Liein to me about what ppl said that shit aint cool dnt tell me one thing n a another really went dwn...oh nigga its on like donkey kong!!! NO REALLY NIGGA....I made one nigga cry dnt MAKE me add you to my list.
Tell the damn truth n if you scared nigga this shit def aint gon work
why be scared of showing your feelins aint bein a pu**y I promise fu*k them otha nigga if they think so...they opinion really dnt matter for us gettin together...fell me

Bitch!?!?!?

So this is how i feel....

im gonna be me no matter what.
if that nigga turn me dwn because of the way i look then fuck him he not meant to be in my life.
if they dnt hire me because i have an afro then fuck them i didnt want that job anyways
dnt tell me that you liked my hair n you were just lieing fuck that if you like it then you might as well get us to it now.
bitch never was i that preppy bullshit you said i once was. that aint my shit never will be my shit.
for your info im that G.R.I.T.S. with a 50 tshirts from the years n the love for jeans n sum sandals
bitch your never knew me ever. you only thought you did. kiss my big TOE!
its funny how ally 6 of you talk about sumbdy wen you think you kno but have no damn clue at all.
bitch my krae never did go to that interview with a relaxer in her hair...hahhahahah..
she got that as. bitch her bf jus wanted to see it then she washed that shit out the nite b4 her interview really GOT that ass
oh bitch dnt ever in your life call me bummy. bitch i got my days everybdy do
esp.

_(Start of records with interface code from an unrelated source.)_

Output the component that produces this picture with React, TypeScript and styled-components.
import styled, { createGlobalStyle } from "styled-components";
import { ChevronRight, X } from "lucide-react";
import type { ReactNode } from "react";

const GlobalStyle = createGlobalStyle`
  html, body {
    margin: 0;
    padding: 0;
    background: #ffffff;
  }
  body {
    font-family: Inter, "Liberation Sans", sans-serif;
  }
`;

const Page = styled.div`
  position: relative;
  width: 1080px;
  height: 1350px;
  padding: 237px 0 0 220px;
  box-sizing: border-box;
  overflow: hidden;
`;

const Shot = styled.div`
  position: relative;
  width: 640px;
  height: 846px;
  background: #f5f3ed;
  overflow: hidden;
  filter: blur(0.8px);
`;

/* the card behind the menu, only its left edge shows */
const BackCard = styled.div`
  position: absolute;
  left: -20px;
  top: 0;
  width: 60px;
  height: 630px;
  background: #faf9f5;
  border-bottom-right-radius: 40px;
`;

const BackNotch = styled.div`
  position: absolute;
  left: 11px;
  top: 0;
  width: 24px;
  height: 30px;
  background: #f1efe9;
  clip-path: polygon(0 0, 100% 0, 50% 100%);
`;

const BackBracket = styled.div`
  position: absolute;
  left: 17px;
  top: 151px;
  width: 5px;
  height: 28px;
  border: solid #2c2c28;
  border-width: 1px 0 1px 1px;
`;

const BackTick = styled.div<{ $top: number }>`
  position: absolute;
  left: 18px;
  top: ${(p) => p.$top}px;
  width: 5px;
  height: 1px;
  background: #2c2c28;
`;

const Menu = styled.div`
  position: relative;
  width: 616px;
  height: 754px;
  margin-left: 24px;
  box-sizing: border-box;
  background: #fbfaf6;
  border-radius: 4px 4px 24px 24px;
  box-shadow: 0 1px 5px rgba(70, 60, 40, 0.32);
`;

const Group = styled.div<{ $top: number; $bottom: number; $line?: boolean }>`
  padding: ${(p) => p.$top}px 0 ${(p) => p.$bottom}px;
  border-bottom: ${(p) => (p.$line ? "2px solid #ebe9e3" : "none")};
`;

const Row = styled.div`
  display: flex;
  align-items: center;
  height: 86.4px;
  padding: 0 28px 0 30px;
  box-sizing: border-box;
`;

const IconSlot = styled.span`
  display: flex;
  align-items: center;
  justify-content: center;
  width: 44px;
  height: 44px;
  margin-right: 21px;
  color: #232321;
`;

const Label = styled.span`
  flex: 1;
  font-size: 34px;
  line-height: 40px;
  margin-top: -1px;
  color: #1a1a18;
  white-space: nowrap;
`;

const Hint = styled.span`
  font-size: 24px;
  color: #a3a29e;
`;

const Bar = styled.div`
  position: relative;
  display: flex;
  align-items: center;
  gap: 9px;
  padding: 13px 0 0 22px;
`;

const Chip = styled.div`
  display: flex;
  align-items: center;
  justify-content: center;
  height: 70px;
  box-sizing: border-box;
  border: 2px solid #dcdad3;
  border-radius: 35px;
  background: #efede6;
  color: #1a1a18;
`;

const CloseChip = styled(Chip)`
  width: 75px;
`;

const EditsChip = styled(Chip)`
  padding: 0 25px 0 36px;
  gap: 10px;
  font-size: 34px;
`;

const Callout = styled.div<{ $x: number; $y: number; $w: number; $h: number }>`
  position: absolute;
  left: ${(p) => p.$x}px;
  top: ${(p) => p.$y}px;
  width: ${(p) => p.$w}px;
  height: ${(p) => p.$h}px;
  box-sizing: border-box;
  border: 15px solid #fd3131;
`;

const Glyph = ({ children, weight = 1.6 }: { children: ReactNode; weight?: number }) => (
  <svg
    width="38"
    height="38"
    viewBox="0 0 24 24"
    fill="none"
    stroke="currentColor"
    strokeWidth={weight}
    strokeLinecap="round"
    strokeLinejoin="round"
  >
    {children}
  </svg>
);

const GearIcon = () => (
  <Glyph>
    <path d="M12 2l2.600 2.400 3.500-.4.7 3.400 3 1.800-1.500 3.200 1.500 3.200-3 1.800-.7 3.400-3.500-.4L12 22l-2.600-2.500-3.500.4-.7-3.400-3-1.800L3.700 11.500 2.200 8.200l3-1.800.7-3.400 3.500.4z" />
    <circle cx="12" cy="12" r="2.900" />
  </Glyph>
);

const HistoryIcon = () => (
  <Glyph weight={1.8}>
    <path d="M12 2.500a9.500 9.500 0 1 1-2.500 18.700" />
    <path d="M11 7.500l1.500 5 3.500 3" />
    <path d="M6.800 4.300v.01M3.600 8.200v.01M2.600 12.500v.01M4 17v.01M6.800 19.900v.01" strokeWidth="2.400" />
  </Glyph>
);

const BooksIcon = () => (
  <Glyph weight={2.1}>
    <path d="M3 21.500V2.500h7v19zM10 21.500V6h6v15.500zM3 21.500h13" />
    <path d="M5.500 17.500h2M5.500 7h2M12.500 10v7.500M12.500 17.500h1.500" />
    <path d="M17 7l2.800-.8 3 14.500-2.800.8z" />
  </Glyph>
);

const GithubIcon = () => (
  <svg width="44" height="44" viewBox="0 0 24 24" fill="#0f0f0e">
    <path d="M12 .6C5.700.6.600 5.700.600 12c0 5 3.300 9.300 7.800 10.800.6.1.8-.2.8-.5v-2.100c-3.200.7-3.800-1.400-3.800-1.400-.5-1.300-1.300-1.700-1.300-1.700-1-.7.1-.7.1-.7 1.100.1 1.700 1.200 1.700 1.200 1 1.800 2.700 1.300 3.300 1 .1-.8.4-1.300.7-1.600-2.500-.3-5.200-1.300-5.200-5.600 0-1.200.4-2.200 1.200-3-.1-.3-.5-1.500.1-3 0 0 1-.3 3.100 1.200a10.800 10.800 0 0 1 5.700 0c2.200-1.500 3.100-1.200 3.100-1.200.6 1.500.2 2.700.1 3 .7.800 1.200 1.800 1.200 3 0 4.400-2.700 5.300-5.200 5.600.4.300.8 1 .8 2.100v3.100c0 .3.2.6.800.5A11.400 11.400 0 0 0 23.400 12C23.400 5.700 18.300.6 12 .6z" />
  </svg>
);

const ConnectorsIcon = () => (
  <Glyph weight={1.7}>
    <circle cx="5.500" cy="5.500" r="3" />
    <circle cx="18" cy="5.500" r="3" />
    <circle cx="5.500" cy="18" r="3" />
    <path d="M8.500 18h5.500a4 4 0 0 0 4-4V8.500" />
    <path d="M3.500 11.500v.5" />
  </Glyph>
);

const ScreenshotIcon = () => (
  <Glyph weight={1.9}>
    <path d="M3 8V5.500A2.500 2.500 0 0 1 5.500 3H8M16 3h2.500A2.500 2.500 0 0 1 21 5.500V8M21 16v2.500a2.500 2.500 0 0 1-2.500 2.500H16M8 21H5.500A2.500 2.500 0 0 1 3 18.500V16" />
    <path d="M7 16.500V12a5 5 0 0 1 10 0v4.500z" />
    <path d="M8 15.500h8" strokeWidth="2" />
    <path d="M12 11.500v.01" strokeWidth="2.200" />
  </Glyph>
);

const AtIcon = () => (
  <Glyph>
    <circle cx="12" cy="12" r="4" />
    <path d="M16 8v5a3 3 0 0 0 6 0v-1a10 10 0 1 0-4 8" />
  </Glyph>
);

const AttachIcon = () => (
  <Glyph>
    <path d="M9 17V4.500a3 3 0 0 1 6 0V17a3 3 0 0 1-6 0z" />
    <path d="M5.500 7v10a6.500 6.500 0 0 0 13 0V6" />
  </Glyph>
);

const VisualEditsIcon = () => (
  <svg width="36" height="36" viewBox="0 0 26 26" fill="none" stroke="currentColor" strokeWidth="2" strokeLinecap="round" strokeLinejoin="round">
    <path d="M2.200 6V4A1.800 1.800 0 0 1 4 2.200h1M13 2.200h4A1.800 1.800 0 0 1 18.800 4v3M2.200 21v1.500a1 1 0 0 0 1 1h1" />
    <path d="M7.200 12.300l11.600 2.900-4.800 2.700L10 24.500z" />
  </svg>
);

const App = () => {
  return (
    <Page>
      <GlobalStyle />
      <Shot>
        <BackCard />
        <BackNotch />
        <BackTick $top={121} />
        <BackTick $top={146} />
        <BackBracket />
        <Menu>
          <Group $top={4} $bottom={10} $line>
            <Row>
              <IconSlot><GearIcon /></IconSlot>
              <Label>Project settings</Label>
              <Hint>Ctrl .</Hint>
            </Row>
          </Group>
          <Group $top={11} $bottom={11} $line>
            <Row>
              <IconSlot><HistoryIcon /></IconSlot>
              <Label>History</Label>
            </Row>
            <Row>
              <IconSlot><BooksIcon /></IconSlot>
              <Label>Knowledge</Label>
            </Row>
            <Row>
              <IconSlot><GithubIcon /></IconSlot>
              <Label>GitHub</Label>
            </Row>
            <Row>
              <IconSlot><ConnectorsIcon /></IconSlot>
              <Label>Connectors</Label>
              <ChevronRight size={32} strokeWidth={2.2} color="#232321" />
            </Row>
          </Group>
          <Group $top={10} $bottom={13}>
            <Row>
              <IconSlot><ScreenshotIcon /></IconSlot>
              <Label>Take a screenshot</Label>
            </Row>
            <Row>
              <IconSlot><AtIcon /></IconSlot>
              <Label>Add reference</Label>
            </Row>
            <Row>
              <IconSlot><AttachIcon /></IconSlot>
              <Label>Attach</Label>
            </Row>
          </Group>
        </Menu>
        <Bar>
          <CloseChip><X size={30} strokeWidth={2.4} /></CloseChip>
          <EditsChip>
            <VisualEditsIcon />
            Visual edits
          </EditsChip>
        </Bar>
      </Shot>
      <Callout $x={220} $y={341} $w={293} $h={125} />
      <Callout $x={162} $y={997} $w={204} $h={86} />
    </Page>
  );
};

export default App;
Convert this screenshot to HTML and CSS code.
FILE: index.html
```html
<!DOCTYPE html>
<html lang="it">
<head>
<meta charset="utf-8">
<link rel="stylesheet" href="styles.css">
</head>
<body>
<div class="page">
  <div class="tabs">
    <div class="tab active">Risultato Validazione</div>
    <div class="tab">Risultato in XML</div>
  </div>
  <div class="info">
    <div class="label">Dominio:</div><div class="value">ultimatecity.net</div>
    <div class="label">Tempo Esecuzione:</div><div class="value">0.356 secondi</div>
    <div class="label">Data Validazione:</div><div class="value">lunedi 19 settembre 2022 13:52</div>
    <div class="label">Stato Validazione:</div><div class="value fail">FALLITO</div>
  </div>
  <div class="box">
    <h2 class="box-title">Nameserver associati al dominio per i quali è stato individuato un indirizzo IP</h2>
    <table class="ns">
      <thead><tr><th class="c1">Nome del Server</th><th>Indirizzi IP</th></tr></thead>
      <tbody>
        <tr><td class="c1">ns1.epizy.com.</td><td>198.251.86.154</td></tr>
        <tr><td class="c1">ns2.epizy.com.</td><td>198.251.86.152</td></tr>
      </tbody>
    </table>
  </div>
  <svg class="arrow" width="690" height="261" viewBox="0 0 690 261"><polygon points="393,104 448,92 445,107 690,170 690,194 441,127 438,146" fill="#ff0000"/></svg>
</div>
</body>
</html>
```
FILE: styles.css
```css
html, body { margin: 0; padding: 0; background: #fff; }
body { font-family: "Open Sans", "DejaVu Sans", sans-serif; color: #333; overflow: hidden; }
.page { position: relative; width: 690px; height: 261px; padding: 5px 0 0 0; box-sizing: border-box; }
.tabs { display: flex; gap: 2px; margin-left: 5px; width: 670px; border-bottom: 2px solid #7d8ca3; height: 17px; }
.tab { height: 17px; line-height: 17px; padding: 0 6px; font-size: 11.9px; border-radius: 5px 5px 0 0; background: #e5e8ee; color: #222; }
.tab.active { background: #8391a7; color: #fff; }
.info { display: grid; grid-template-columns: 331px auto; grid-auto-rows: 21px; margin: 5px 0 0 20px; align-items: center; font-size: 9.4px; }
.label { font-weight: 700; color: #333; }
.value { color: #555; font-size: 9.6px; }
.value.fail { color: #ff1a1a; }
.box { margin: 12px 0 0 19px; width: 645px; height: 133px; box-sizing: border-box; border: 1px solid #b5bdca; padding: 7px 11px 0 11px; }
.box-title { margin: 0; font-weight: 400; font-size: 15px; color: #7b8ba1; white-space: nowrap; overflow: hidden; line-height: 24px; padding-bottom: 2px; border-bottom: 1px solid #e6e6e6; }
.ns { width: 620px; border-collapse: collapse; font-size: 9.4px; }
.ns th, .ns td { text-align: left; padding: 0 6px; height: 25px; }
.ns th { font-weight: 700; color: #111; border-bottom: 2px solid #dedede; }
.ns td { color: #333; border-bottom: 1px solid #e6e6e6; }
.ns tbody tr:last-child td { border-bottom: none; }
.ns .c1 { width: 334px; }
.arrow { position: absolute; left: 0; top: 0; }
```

YOU!!! Got that ass again.
bitch do me a favor n watch me do me n get where i wanna get the job with my skills bitch if they dnt want me because of my hair n not for my skills its not where i wanna be so NO you cant give me money for school to change my hair. btich thats just your trap of gettin my ass when i dun got you ass to many otha times.
oh n get this right i move with my own mind and the only person leading me is my GOD(yea bad to put in here but hey the lord dun heard my pain)
MY GOD yea is right next to me takin the same footsteps with me. even if they are wrong he shows me the right way to go.
So B I T C H
Get a life and learn that this is my and if you aint paying the bills then your words should be NO COMMENT!!!